For any organization, whether a fledgling startup or a multinational corporation, the business financial report serves as the primary dashboard for health and trajectory. It transforms complex transactional data into a coherent story about revenue, expenses, assets, and liabilities, offering a clear picture of fiscal reality. Without this structured overview, decision-making becomes a gamble, relying on intuition rather than evidence-based strategy.
Decoding the Core Components
At its heart, a business financial report is not a single document but a collection of interconnected statements that together reveal the full financial narrative. The three primary pillars are the Income Statement, the Balance Sheet, and the Cash Flow Statement. The Income Statement, often called the Profit and Loss statement, details revenues and expenses over a specific period, highlighting profitability. The Balance Sheet provides a snapshot at a specific moment, outlining what the company owns (assets) and owes (liabilities), with the difference being shareholder equity. Finally, the Cash Flow Statement tracks the actual movement of cash, separating operations, investing, and financing activities to show whether the business generates enough cash to sustain itself.
The Role of the Income Statement
Digging deeper into the Income Statement reveals the operational efficiency of the business. This report answers critical questions about the core business model: Is the company selling enough to cover its costs? What is the gross margin, indicating the profitability of goods sold? And what is the net income, the bottom-line result after all expenses, taxes, and interest? Analyzing trends in revenue growth and expense control over multiple periods allows leaders to identify sustainable success or areas requiring immediate intervention, such as rising costs of goods sold or declining customer acquisition rates.
Strategic Insights from Balance Sheets
While the Income Statement shows performance over time, the Balance Sheet captures financial stability at a precise instant. It is the foundation for calculating key financial ratios that investors and creditors rely on. The Current Ratio, calculated by dividing current assets by current liabilities, indicates short-term liquidity—can the company pay its bills due in the next year? The Debt-to-Equity ratio reveals the balance between borrowed funds and owned capital, shedding light on financial leverage and risk. A healthy balance sheet maintains a strong asset base while managing liabilities prudently, ensuring long-term viability.
Following the Money with Cash Flow
Profitability does not guarantee solvency, which is why the Cash Flow Statement is arguably the most critical report for survival. A company can show a profit on paper but still face a cash shortage if receivables are slow to collect or inventory is piling up. This report categorizes cash movement into three streams: Operating activities (day-to-business), Investing activities (purchasing equipment or property), and Financing activities (borrowing or repaying debt). By monitoring cash flow from operations, business owners can ensure they have the liquid funds necessary to meet payroll, invest in growth, and navigate unforeseen challenges.
Beyond the Numbers: Qualitative Context
Numbers alone do not tell the whole story; context is essential for true understanding. A business financial report must be accompanied by management discussion and analysis (MD&A). This section provides the narrative behind the data, explaining why revenue missed projections or why capital expenditures surged.

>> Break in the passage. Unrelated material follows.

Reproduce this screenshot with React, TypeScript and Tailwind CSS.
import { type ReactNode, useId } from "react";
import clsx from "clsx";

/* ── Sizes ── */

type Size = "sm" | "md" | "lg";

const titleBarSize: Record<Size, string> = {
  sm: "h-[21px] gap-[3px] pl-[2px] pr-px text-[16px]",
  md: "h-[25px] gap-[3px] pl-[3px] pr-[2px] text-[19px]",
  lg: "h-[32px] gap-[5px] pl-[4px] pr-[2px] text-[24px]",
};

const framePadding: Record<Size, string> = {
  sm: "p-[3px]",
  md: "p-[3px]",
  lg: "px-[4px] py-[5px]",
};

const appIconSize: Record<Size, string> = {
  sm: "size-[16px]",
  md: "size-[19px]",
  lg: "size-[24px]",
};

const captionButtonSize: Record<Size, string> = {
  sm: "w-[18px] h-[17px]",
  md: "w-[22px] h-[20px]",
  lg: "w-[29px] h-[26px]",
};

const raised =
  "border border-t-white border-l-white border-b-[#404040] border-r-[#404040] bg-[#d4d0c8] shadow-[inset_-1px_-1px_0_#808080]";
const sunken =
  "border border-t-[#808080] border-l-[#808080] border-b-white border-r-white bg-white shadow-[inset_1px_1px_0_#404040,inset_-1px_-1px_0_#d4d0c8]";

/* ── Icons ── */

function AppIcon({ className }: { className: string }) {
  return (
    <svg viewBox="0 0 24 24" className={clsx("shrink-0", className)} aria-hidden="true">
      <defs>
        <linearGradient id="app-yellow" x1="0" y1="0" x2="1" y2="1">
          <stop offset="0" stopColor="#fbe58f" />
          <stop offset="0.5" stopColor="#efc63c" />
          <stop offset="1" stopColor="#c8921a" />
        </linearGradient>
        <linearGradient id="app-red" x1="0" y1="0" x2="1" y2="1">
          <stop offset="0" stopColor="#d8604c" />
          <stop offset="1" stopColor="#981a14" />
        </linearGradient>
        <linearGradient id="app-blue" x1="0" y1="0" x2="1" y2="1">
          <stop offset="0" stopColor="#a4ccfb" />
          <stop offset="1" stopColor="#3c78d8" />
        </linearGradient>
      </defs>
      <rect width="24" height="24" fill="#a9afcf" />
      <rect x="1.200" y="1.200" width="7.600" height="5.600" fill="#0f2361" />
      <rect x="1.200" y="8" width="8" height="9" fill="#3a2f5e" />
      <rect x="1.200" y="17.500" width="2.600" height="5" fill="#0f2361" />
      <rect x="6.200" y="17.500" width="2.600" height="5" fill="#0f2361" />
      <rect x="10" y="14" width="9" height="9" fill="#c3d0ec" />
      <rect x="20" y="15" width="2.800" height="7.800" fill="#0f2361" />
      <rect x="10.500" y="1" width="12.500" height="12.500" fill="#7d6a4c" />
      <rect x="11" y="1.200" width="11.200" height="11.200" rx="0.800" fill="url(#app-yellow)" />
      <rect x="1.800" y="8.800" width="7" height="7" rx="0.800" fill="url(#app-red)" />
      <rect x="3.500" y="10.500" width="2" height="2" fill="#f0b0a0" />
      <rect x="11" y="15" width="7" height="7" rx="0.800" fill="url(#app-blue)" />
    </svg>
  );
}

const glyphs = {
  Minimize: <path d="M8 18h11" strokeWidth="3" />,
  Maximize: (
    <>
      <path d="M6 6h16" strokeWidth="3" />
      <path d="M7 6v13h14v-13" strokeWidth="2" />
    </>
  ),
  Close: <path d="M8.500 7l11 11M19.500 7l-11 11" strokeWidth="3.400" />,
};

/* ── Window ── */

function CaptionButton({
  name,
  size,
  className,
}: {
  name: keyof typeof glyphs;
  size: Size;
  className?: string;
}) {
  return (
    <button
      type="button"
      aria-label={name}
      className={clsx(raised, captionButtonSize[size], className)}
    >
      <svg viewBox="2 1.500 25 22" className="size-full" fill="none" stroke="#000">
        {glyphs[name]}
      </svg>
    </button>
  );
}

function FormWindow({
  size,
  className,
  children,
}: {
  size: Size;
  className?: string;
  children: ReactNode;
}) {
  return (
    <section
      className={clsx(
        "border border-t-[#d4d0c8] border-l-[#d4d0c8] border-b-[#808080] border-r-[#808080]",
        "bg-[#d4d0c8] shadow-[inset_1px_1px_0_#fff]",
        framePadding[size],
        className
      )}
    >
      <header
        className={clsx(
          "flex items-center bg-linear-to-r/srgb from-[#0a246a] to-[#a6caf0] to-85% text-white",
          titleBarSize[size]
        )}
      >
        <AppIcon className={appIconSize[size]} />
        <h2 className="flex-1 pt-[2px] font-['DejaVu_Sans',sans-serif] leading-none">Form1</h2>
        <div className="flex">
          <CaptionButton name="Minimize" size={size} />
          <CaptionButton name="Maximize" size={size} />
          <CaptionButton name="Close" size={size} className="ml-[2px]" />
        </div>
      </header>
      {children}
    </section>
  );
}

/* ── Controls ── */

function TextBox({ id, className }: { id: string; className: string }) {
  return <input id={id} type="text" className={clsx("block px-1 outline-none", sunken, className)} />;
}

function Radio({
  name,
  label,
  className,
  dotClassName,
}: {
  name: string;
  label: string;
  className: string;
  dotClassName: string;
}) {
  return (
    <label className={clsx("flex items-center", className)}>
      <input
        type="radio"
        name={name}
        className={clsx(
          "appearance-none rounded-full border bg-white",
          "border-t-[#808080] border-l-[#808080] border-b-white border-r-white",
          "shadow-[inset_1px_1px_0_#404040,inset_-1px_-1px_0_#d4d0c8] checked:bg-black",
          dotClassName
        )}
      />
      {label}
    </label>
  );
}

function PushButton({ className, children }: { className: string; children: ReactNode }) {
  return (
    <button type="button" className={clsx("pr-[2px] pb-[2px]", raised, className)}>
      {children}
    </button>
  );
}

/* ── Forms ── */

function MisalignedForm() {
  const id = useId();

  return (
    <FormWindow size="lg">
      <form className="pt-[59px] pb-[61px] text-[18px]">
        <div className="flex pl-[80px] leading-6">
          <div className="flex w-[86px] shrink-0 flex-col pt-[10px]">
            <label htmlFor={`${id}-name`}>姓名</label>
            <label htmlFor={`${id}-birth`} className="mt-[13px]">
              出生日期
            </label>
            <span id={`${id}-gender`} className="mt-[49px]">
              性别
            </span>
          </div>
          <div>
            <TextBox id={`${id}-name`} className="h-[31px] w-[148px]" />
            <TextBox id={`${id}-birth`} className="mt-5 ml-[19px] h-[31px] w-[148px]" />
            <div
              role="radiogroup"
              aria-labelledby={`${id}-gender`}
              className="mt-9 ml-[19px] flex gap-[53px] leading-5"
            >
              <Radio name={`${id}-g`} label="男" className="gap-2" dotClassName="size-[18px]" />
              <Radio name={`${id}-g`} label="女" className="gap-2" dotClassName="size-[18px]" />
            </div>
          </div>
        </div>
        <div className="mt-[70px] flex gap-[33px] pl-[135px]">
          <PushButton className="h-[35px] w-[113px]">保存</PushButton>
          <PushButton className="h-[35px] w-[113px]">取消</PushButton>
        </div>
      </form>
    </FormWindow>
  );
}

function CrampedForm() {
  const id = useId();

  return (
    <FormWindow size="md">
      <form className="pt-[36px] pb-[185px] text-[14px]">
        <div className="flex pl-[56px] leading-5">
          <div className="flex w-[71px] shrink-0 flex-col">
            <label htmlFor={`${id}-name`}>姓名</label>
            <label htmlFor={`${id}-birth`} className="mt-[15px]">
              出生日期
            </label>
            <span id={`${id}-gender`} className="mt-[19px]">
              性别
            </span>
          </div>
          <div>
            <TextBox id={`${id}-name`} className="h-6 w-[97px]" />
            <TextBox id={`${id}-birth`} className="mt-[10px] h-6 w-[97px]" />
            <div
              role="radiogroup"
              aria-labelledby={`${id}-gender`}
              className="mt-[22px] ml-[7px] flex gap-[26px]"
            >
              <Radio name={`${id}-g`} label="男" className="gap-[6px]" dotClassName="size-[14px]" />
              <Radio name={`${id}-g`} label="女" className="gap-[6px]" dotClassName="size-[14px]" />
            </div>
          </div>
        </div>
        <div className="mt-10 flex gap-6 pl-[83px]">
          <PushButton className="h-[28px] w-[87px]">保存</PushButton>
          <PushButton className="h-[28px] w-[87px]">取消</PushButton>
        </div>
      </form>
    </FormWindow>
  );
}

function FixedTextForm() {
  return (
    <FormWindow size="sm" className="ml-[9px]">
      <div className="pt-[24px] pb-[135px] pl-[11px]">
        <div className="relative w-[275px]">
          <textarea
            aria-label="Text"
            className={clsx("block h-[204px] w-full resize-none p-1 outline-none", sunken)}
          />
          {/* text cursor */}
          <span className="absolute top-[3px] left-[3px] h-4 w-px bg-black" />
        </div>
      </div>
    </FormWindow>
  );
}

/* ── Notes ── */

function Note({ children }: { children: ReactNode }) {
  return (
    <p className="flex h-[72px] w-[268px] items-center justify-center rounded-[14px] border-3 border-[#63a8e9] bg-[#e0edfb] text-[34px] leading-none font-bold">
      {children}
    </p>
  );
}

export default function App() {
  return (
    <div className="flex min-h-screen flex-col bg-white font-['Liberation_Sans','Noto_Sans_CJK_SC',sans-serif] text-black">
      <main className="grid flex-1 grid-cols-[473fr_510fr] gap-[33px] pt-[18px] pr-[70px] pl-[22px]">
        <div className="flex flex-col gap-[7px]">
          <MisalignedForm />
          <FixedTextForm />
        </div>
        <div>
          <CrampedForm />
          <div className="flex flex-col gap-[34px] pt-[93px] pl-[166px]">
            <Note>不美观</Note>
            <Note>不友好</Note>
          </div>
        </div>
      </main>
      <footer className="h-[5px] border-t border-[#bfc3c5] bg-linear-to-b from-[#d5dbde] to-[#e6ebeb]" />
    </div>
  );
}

It addresses market conditions, regulatory changes, or strategic shifts that impact the financials. Combining quantitative data with qualitative insight transforms the report from a historical record into a powerful tool for forecasting and governance.
Leveraging Technology for Accuracy
In the modern business environment, generating these reports manually is inefficient and prone to error. Advanced accounting software and enterprise resource planning (ERP) systems automate data aggregation, ensuring accuracy and timeliness. These platforms often integrate dashboards that visualize key metrics in real-time, allowing executives to spot trends as they happen. Automation frees finance teams from tedious data entry, enabling them to focus on analysis, scenario planning, and providing strategic counsel to other departments, thereby elevating the entire organization’s decision-making capability.